What is a Trade War?

According to Investopedia, a trade war occurs when one country increases tariffs on another country’s imports in retaliation to the second country raising its tariffs. A tariff is a tax on imported goods and services. Unfortunately, history has shown that trade wars lead to economic downturns. As a result, neither country wins.

Current U.S. Trade War

The cause of our current trade war is due to protectionism – the act of protecting local and domestic businesses from foreign competitors. As of March 2018, The U.S waged trade wars against China. It was later expanded to Mexico and Canada.

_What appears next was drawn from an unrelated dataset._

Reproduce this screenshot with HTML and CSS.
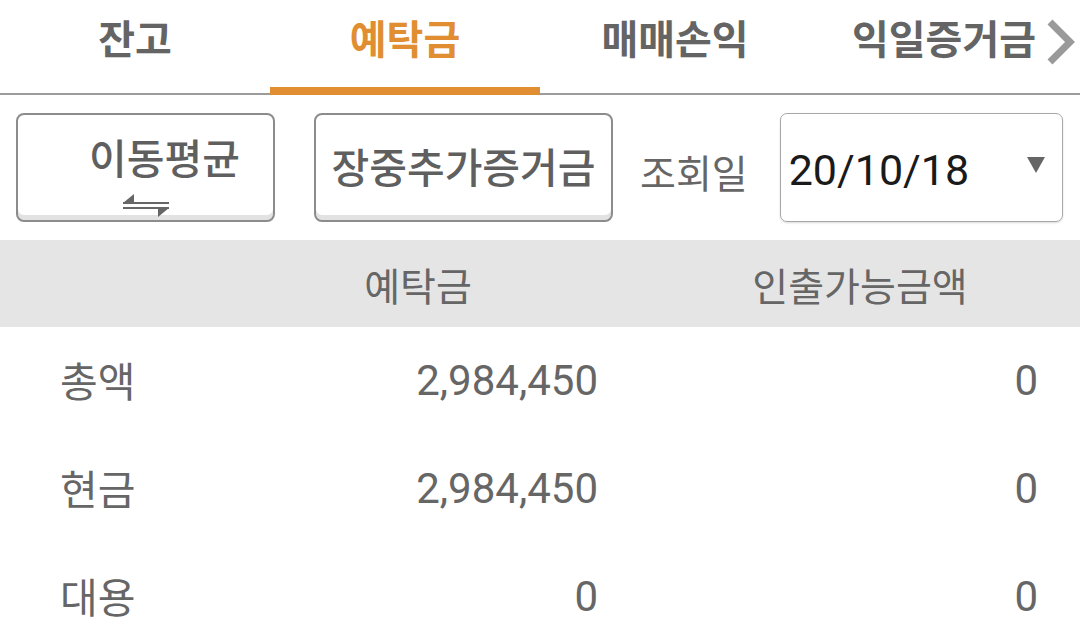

On May 31, 2018, a 25% tax on steel and 10% tax on aluminum was enforced on Canada and Mexico. USTR.GOVreports that “Canada is currently our 2nd largest goods trading partner with $582.4 billion in total (import/export) goods traded.

Trade War Impact

A trade war is likely to have a negative short-term effect on the economy through increased prices for domestic and foreign goods or services. Expect to see an increase in the cost of items like cars, home appliances, food, clothes, and lumber (20% tax on lumber imported from Canada). Increased lumber prices will increase the cost to build homes, which will result in the increase in housing costs, too.  

This increases the concern of potential job loss. For example, if steel and aluminum prices increase, businesses may need to make up for lost profits by cutting salaries or cutting jobs. This could be the early signs of the next recession, which is predicted to take place in the 3rd quarter of 2020.

Chart provided by Statista.com

There seem to be more cons than pros when discussing trade wars. Economists agree that trade wars often lead to a decrease in economic growth. A trade war may be intended to boost the U.S economy; however, history shows that they lead to financial turmoil even for a strong economy.